Pour terminer, qu'est-ce que vous écoutez en ce moment ?

David : J'écoute plein de choses différentes. Laisse-moi regarder mes playlists sur mon téléphone... Ah, il y a le nouveau single de Yard Act, ils sont de Leeds, c'est le nouveau groupe de James qui était dans Post War Glamour Girls. C'est un super songwriter, son single est tranchant avec un côté Mark E Smith (The Fall). J'aime bien le nouvel album de Crack Cloud qui va un peu plus loin que le post-punk. Le dernier disque de Run The Jewels sorti pendant le mouvement Black Live Matters me semble déjà un classique.

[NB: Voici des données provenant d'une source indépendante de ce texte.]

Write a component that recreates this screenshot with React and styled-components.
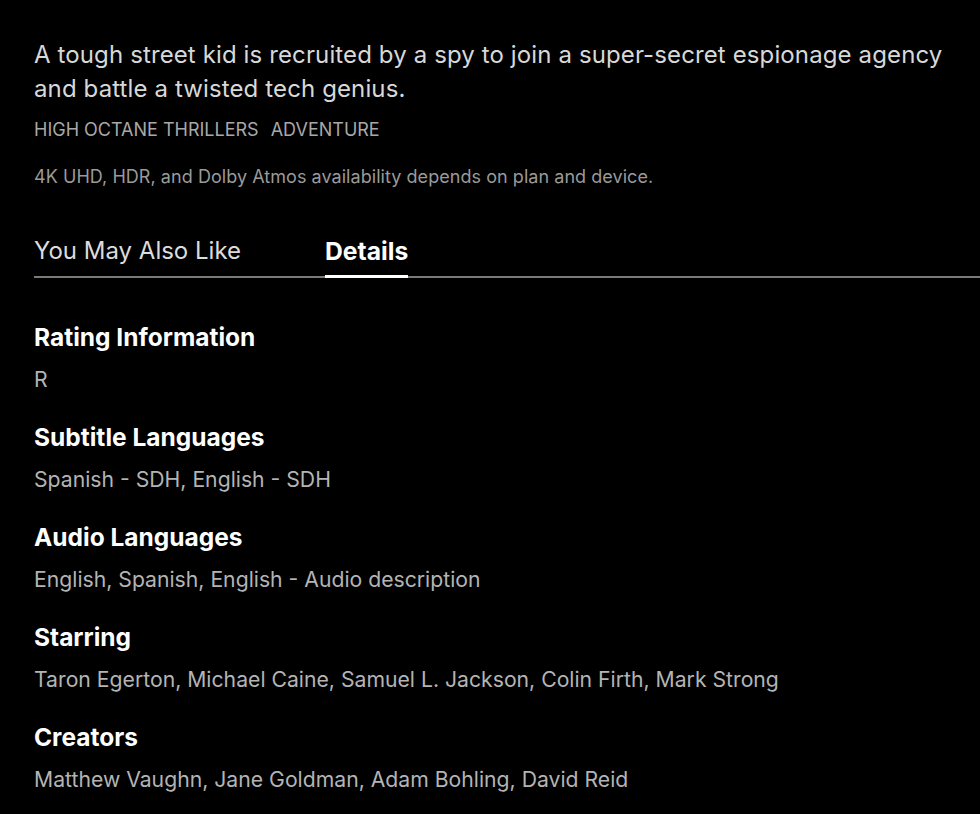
import React from "react";
import styled, { createGlobalStyle } from "styled-components";

const Global = createGlobalStyle`
  html, body { margin: 0; padding: 0; background: #000; }
  body { font-family: Inter, "Noto Sans", sans-serif; -webkit-font-smoothing: antialiased; }
  #root { min-height: 814px; background: #000; }
`;

const Page = styled.main`
  display: flex;
  flex-direction: column;
  padding: 38px 0 0 34px;
  color: #fff;
`;

const Description = styled.p`
  margin: 0;
  padding-right: 30px;
  font-size: 24px;
  letter-spacing: 0.12px;
  line-height: 34px;
  color: #d8d8d8;
`;

const Genres = styled.div`
  display: flex;
  gap: 12px;
  margin-top: 11px;
  font-size: 18px;
  line-height: 26px;
  color: #a8a8a8;
  text-transform: uppercase;
`;

const Disclaimer = styled.p`
  margin: 21px 0 0;
  font-size: 18px;
  letter-spacing: 0.05px;
  line-height: 26px;
  color: #9a9a9a;
`;

const TabBar = styled.nav`
  display: flex;
  gap: 84px;
  margin-top: 46px;
  border-bottom: 2px solid #7a7a7a;
`;

const Tab = styled.button`
  appearance: none;
  background: none;
  border: 0;
  padding: 0 0 9px;
  margin-bottom: -2px;
  font-family: inherit;
  font-size: ${(p) => (p.$active ? "24.7px" : "24px")};
  line-height: 30px;
  font-weight: ${(p) => (p.$active ? 700 : 400)};
  color: ${(p) => (p.$active ? "#fff" : "#dcdcdc")};
  border-bottom: 3px solid ${(p) => (p.$active ? "#fff" : "transparent")};
`;

const DetailList = styled.dl`
  display: flex;
  flex-direction: column;
  gap: 28px;
  margin: 44px 0 0;
`;

const Item = styled.div`
  display: flex;
  flex-direction: column;
  gap: 12px;
`;

const Term = styled.dt`
  font-size: 24.5px;
  line-height: 30px;
  font-weight: 700;
  color: #fff;
`;

const Value = styled.dd`
  margin: 0;
  font-size: 21.2px;
  line-height: 30px;
  color: #b4b4b4;
`;

const details = [
  ["Rating Information", "R"],
  ["Subtitle Languages", "Spanish - SDH, English - SDH"],
  ["Audio Languages", "English, Spanish, English - Audio description"],
  ["Starring", "Taron Egerton, Michael Caine, Samuel L. Jackson, Colin Firth, Mark Strong"],
  ["Creators", "Matthew Vaughn, Jane Goldman, Adam Bohling, David Reid"],
];

export default function App() {
  return (
    <>
      <Global />
      <Page>
        <Description>
          A tough street kid is recruited by a spy to join a super-secret espionage agency and battle a twisted tech genius.
        </Description>
        <Genres>
          <span>High Octane Thrillers</span>
          <span>Adventure</span>
        </Genres>
        <Disclaimer>4K UHD, HDR, and Dolby Atmos availability depends on plan and device.</Disclaimer>
        <TabBar>
          <Tab>You May Also Like</Tab>
          <Tab $active>Details</Tab>
        </TabBar>
        <DetailList>
          {details.map(([t, v]) => (
            <Item key={t}>
              <Term>{t}</Term>
              <Value>{v}</Value>
            </Item>
          ))}
        </DetailList>
      </Page>
    </>
  );
}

Guy : Je n'écoute rien de très récent en ce moment. Il faudrait que je regarde ma liste des derniers albums joués sur Spotify, mais j'utilise mon téléphone pour Skype, je ne peux pas y accéder. J'aime bien le dernier single de Luke Abbott, c'est très prometteur, j'ai hâte d'écouter l'album.
David : Tu nous recommandes quoi venant de France?

Kompromat ! Un super duo electro, ils ont sorti leur premier album l'année dernière.